Thursday, April 1, 2010

Spirited Boy

I finally checked out the "Spirited Child" book from the library, the same one that folks have been recommending on "Ask Moxie" for ages. I admit I have been in denial about how challenging my 29-month-old DS can be. Like I was somehow afraid of labeling him unfairly, though "spirited" is just about the perfect euphemistic term for a kid like DS. I'm having trouble putting into words why I feel this particular shoe fits him.

He is a wonderful boy, don't get me wrong. And super cute - the kind of beautiful kid that middle-aged women in public always comment on literally every single day - "Where did he get those amazing long lashes, big brown eyes, sweet smile, sandy brown hair???" Probably from the same gene pool that gave him his low sleep needs, a predilection for climbing and jumping, and a very stubborn, determined personality. I'm glad he is happy most of the time.... because he is so very hard to keep up with! At least he is fun to be around and has a sweet personality while he is raising hell! Yesterday we had our second broken eggs incident. I was doing the dishes and heard the fridge door open and shut - he does that all the time - he is strong enough to break open the fridge lock we used to have. Minutes later, I walked towards the entryway where I heard him laughing, and on the floor and in the hall closet were 10 broken, raw eggs. It took so much restraint not to break down and cry right there. It took hours to clean up.

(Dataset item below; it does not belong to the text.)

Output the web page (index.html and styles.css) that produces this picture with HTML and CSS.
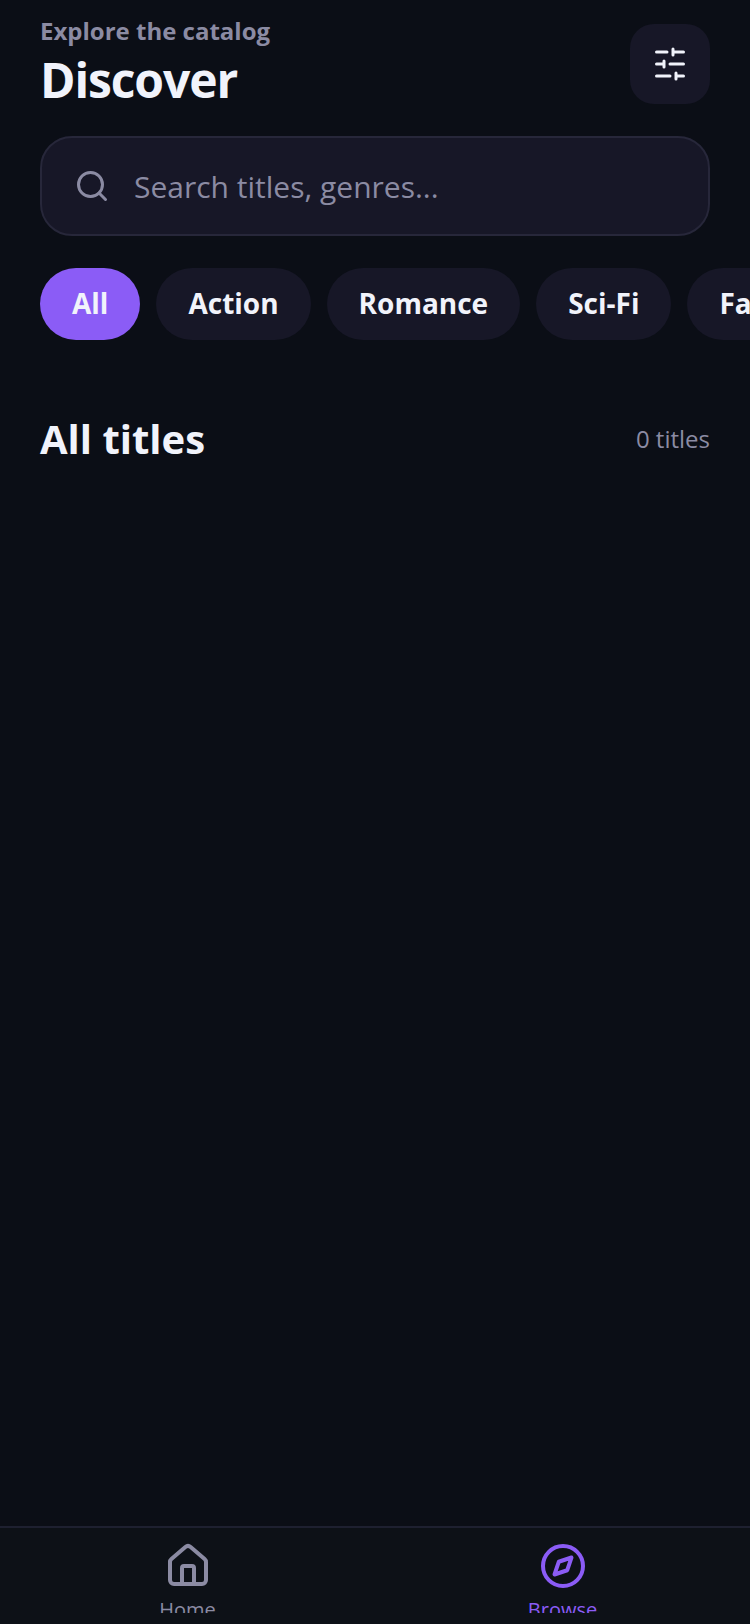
FILE: index.html
```html
<!DOCTYPE html>
<html lang="en">

<head>
    <meta charset="UTF-8">
    <meta name="viewport" content="width=device-width, initial-scale=1.0">
    <title>Discover</title>
    <link rel="stylesheet" href="styles.css">
</head>

<body>

    <div class="app">
        <main class="content">
            <header class="top-bar">
                <div class="top-text">
                    <p class="kicker">Explore the catalog</p>
                    <h1>Discover</h1>
                </div>
                <button class="filter-btn" type="button" aria-label="Filters">
                    <svg width="36" height="36" viewBox="0 0 24 24" fill="none" stroke="#f1f3fb" stroke-width="2" stroke-linecap="round">
                        <path d="M21 4h-7M10 4H3M21 12h-9M8 12H3M21 20h-5M12 20H3M14 2v4M8 10v4M16 18v4"/>
                    </svg>
                </button>
            </header>

            <div class="search-box">
                <svg width="36" height="36" viewBox="0 0 24 24" fill="none" stroke="#8b8ba3" stroke-width="2" stroke-linecap="round">
                    <circle cx="11" cy="11" r="8"/>
                    <path d="M21 21l-4.300-4.300"/>
                </svg>
                <span class="placeholder">Search titles, genres...</span>
            </div>

            <div class="chips">
                <span class="chip active">All</span>
                <span class="chip">Action</span>
                <span class="chip">Romance</span>
                <span class="chip">Sci-Fi</span>
                <span class="chip">Fantasy</span>
            </div>

            <div class="section-head">
                <h2>All titles</h2>
                <span class="count">0 titles</span>
            </div>
        </main>

        <nav class="tab-bar">
            <div class="tab">
                <svg width="48" height="48" viewBox="0 0 24 24" fill="none" stroke="#8b8ba3" stroke-width="2" stroke-linecap="round" stroke-linejoin="round">
                    <path d="M15 21v-8a1 1 0 0 0-1-1h-4a1 1 0 0 0-1 1v8"/>
                    <path d="M3 10a2 2 0 0 1 .7-1.500l7-6a2 2 0 0 1 2.600 0l7 6a2 2 0 0 1 .7 1.500v9a2 2 0 0 1-2 2H5a2 2 0 0 1-2-2z"/>
                </svg>
                <span class="tab-label">Home</span>
            </div>
            <div class="tab tab-active">
                <svg width="48" height="48" viewBox="0 0 24 24" fill="none" stroke="#8b5cf6" stroke-width="2" stroke-linecap="round" stroke-linejoin="round">
                    <circle cx="12" cy="12" r="10"/>
                    <path d="M16.240 7.760l-2.120 6.360-6.360 2.120 2.120-6.360z"/>
                </svg>
                <span class="tab-label">Browse</span>
            </div>
        </nav>
    </div>

</body>

</html>
```

FILE: styles.css
```css
* {
    margin: 0;
    padding: 0;
    box-sizing: border-box;
}

body {
    font-family: "Open Sans", sans-serif;
    background-color: #0b0e16;
    color: #f1f3fb;
    width: 750px;
    height: 1624px;
    overflow: hidden;
}

.app {
    display: flex;
    flex-direction: column;
    height: 1624px;
}

.content {
    flex: 1;
    min-height: 0;
    overflow: hidden;
}

.top-bar {
    display: flex;
    justify-content: space-between;
    align-items: flex-start;
    padding: 10px 40px 0;
}

.kicker {
    font-size: 24px;
    line-height: 42px;
    font-weight: 700;
    color: #8b8ba3;
}

h1 {
    font-size: 48px;
    line-height: 56px;
    font-weight: 700;
    letter-spacing: -1.1px;
}

.filter-btn {
    width: 80px;
    height: 80px;
    margin-top: 14px;
    border: none;
    border-radius: 24px;
    background-color: #171727;
    display: flex;
    justify-content: center;
    align-items: center;
}

.search-box {
    display: flex;
    align-items: center;
    gap: 24px;
    height: 100px;
    margin: 28px 40px 0;
    padding: 0 32px;
    background-color: #171727;
    border: 2px solid #27273a;
    border-radius: 32px;
}

.placeholder {
    font-size: 30px;
    color: #8b8ba3;
}

.chips {
    display: flex;
    gap: 16px;
    margin-top: 32px;
    padding-left: 40px;
    overflow: hidden;
}

.chip {
    flex-shrink: 0;
    height: 72px;
    line-height: 70px;
    padding: 0 32px;
    border-radius: 36px;
    background-color: #171727;
    font-size: 28px;
    font-weight: 700;
}

.chip.active {
    background-color: #8b5cf6;
}

.section-head {
    display: flex;
    justify-content: space-between;
    align-items: center;
    margin-top: 71px;
    padding: 0 40px;
}

h2 {
    font-size: 40px;
    line-height: 56px;
    font-weight: 700;
}

.count {
    margin-bottom: 2px;
    font-size: 24px;
    color: #8b8ba3;
}

.tab-bar {
    display: flex;
    height: 98px;
    background-color: #0d1117;
    border-top: 2px solid #1e2030;
}

.tab {
    flex: 1;
    display: flex;
    flex-direction: column;
    align-items: center;
    padding-top: 14px;
}

.tab-label {
    display: block;
    height: 18px;
    margin-top: 5px;
    overflow: hidden;
    font-size: 20px;
    line-height: 30px;
    color: #8b8ba3;
}

.tab-active .tab-label {
    color: #8b5cf6;
}
```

Other people's kids don't do stuff like this all the time, like DS does. (I'm sure they do, somewhere. Just not anyone around me.) And I really do mean "all the time." I am so exhausted from cleaning up after him, collecting piles of his broken things in the garage, wiping stuff off of every surface of our house, trying to hide things he's found all over again (he is like a heat-seeking missile for search and destroy of pens, chapstick, chocolate), etc...

I feel like he is either going to be a huge success or a complete failure - isn't that an odd thing to think?

My Podunk neighbor thinks I should start spanking him. Um, no.

This is not a discipline issue, it is a personality issue. That's what I really feel. Anybody else get what I'm saying?

EDIT: I'm halfway through the book. BTW, the book is "Raising Your Spirited Child, A Guide for Parents Whose Child is More Intense, Sensitive, Perceptive, Persistent and Energetic" by Mary Sheedy Kurcinka. Excellent read. Extremely validating for me. Avoids mislabeling. It concerns developmentally normal child behavior. Deals with the real emotions I feel, primarily the loss of a dream/phantom "easy" child I thought he once was and would forever be - naive, I know. It also gets wonderfully specific. Turns out that DS is "spirited" alright. Of the various categories explored, DS is only "more" in the "Persistent" and "Energetic" areas. Which explains why he is happy-go-lucky while destroying everything in sight and going non-stop. His hapless parents are "spunky," so there is a temperamental mismatch we need to work through. Great, great book!